### PROBLEM STATEMENT
Scan the lines below for the word "component". Copy each line you find it in.

────────────────────

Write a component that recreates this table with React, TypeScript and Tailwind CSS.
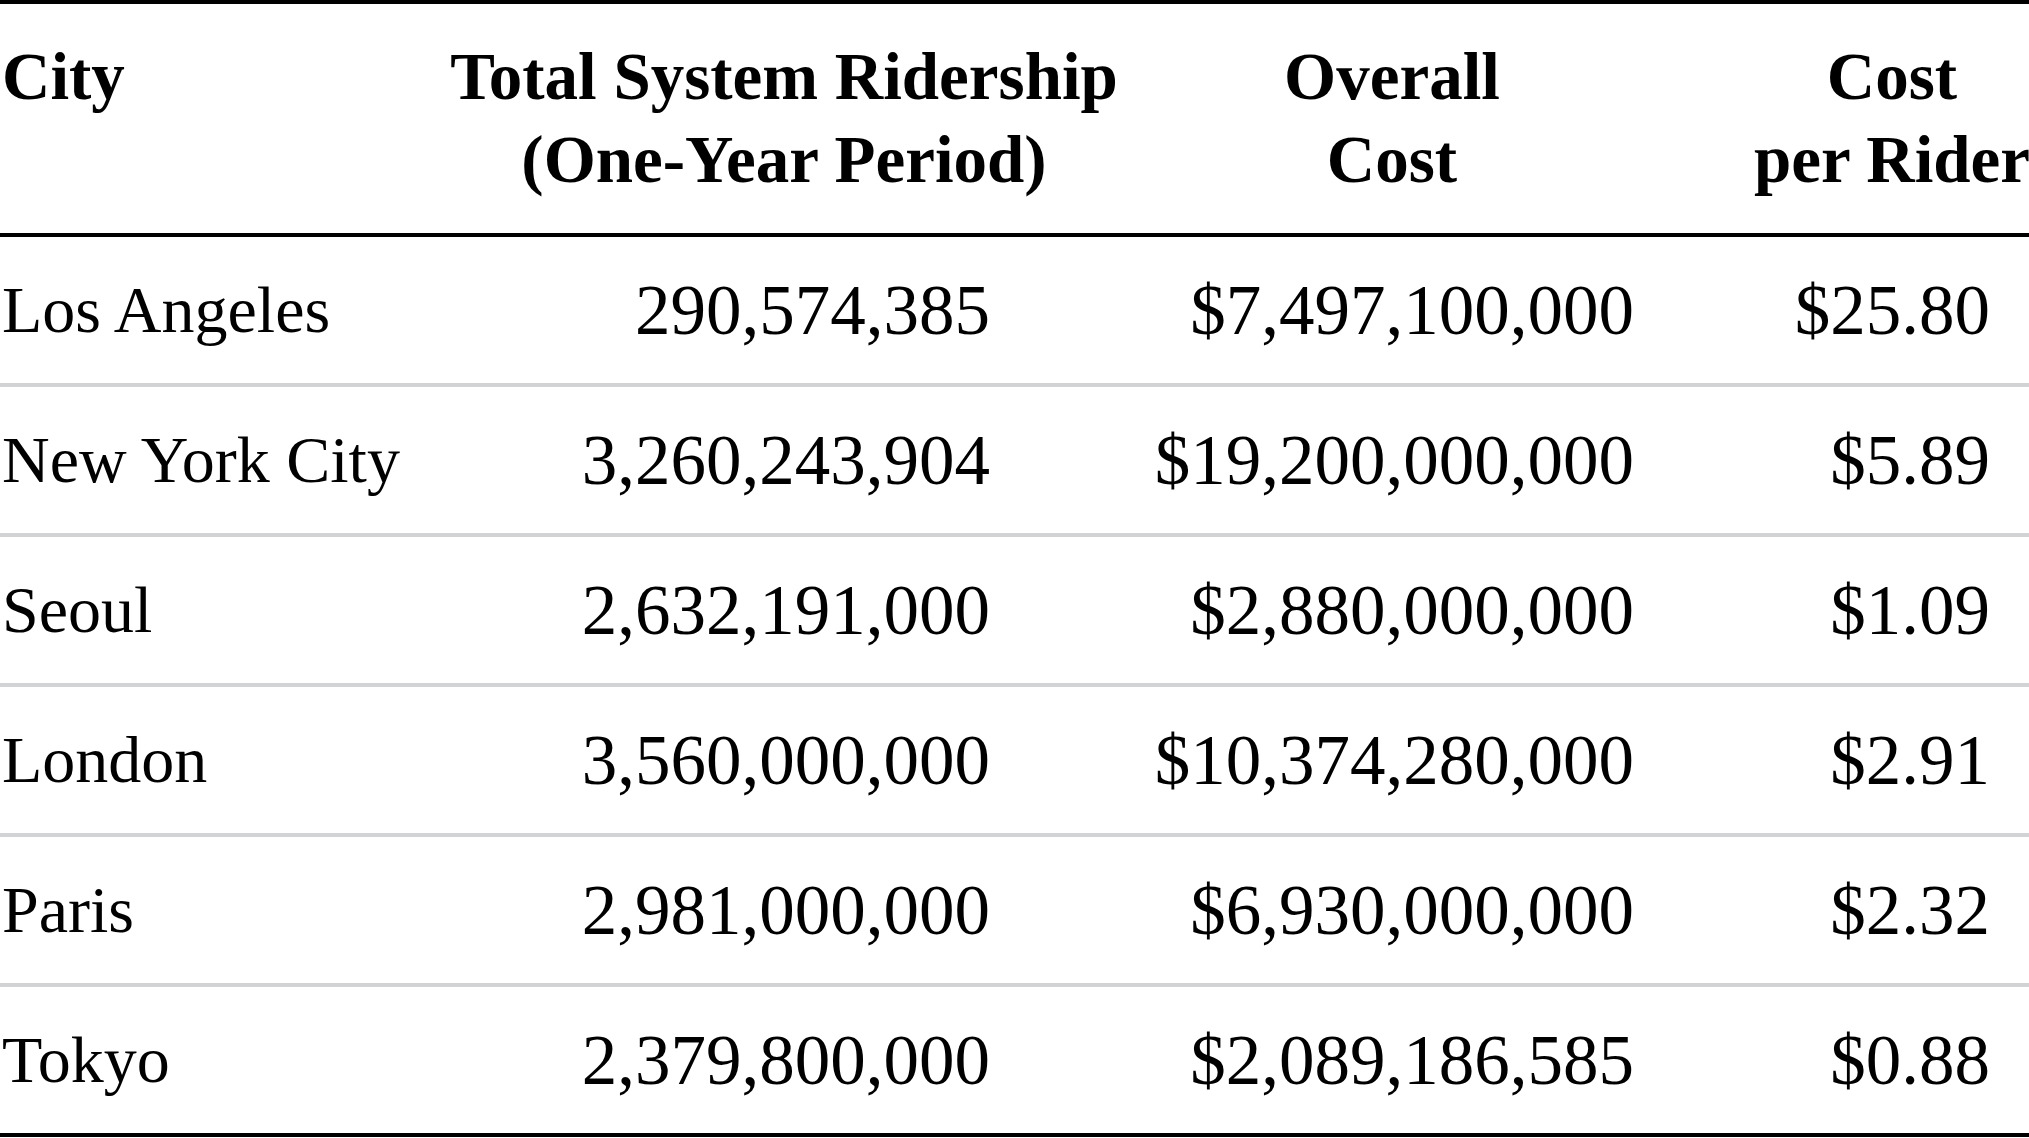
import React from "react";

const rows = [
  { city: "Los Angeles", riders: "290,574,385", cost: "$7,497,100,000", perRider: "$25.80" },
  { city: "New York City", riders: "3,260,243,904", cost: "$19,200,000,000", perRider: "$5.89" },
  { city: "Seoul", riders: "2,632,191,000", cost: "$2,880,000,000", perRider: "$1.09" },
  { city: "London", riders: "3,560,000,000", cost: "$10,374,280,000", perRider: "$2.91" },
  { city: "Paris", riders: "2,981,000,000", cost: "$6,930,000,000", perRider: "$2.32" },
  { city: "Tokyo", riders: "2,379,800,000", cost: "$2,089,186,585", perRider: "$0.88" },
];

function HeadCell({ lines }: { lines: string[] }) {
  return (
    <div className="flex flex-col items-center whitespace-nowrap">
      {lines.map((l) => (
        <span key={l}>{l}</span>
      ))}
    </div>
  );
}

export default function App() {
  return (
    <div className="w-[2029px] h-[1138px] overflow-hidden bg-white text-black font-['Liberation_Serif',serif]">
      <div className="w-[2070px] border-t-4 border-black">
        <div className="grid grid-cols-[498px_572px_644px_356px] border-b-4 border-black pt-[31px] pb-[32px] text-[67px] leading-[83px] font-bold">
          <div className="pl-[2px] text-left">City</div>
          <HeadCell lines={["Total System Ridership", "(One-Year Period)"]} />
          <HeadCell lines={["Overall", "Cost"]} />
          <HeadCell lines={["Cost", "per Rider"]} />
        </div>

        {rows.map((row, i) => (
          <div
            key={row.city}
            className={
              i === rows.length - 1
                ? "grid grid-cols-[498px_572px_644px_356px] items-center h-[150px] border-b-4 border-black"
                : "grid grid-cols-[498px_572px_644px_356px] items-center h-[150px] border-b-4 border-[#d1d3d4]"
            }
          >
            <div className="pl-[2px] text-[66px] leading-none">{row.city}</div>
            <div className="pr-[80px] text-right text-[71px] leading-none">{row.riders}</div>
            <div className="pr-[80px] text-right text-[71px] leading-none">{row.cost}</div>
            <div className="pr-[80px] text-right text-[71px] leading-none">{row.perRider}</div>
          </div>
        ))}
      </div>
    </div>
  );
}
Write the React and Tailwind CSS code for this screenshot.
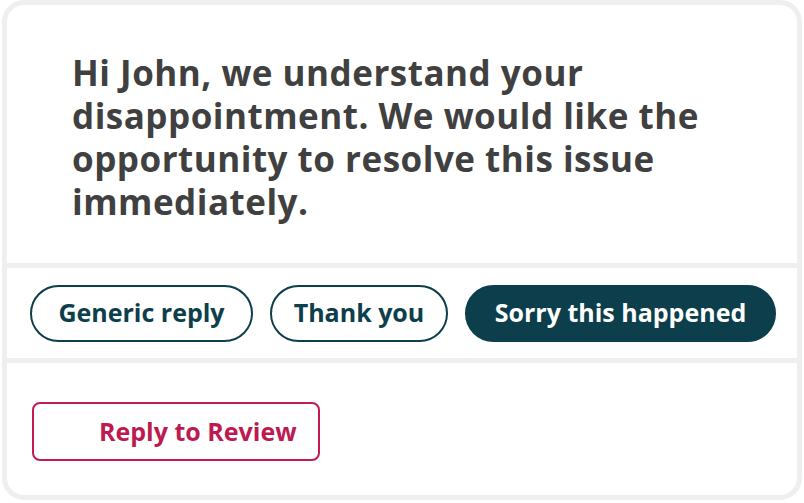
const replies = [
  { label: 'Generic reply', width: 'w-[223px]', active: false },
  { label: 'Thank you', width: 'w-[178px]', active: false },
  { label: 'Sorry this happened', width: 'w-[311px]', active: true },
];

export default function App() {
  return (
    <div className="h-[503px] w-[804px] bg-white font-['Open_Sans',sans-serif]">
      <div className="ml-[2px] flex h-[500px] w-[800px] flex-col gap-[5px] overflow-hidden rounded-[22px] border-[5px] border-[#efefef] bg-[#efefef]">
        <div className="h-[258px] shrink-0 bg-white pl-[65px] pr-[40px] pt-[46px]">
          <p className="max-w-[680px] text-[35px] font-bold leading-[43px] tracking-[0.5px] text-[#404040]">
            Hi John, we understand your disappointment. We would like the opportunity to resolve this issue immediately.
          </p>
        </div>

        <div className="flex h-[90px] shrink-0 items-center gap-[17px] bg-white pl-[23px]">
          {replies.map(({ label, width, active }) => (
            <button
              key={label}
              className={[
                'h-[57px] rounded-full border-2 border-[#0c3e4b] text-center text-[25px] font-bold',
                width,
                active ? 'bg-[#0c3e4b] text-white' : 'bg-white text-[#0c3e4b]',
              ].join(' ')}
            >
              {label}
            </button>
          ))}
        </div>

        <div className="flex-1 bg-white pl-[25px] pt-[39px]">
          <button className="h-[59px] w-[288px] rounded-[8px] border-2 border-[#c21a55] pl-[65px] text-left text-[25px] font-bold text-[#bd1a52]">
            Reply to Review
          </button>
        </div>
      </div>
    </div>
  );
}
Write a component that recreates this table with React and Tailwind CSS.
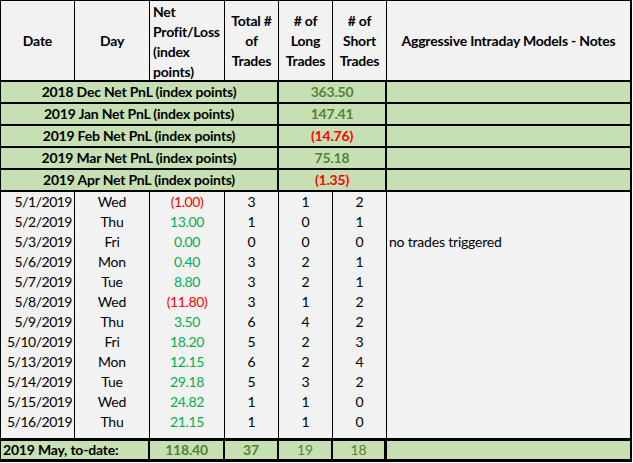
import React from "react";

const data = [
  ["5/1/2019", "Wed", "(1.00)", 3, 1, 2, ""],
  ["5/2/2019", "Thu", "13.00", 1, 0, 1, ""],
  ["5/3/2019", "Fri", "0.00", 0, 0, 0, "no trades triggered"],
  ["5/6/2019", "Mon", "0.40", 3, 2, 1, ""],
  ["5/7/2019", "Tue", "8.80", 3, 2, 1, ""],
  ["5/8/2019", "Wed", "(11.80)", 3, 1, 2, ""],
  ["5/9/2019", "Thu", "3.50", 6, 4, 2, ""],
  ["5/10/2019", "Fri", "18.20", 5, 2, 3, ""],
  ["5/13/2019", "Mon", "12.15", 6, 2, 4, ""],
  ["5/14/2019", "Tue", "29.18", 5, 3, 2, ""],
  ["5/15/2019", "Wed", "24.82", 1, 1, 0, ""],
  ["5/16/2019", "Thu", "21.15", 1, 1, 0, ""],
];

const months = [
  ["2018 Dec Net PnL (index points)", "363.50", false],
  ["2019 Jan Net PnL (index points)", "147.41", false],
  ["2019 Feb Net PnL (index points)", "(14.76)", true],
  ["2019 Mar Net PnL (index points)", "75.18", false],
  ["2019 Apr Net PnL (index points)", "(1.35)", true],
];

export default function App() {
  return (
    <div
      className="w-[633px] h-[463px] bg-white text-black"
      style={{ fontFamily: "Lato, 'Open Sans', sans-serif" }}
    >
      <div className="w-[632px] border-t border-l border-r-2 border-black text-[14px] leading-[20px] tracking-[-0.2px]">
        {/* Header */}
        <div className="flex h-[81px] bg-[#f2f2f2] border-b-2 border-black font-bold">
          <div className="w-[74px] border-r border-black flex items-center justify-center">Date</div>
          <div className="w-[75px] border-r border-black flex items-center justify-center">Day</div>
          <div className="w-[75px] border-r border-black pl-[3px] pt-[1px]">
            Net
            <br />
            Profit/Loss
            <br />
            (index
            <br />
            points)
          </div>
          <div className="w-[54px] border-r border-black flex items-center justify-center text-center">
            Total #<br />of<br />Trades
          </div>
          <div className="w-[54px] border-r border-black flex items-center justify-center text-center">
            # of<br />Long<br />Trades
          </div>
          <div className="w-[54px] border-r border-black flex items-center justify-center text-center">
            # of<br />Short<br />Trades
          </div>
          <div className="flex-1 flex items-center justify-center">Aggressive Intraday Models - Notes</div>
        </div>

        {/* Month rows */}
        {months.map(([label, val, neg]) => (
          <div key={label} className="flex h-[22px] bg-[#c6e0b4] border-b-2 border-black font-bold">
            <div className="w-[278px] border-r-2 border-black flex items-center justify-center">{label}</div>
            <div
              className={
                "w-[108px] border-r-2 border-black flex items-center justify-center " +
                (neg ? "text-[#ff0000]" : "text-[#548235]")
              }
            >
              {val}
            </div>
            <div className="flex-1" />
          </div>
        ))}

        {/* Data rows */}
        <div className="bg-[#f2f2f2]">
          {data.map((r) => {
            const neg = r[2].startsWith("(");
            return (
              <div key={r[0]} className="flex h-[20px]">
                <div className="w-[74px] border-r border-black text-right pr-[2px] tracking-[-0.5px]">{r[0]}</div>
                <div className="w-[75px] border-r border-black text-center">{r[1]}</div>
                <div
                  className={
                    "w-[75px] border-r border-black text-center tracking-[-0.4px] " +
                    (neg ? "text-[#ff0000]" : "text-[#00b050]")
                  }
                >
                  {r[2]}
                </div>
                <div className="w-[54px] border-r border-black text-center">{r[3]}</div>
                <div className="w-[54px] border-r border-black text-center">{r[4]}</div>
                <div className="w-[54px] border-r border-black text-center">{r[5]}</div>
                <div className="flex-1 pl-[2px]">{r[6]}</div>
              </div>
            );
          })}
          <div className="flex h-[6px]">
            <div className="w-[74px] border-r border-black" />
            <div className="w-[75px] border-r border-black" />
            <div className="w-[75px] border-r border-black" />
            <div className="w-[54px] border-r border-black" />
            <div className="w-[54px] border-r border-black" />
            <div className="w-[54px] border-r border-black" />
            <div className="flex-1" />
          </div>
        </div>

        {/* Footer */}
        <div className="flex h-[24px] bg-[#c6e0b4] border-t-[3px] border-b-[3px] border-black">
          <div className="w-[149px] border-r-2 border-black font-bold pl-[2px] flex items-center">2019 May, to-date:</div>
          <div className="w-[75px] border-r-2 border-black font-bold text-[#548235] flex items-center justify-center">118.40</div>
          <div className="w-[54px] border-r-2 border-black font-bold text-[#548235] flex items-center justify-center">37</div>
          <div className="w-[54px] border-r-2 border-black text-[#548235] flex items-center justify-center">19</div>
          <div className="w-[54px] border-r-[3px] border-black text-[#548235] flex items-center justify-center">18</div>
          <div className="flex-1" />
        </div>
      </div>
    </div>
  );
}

────────────────────

### RESPONSE BELOW
Write a component that recreates this table with React, TypeScript and Tailwind CSS.
Write a component that recreates this table with React and Tailwind CSS.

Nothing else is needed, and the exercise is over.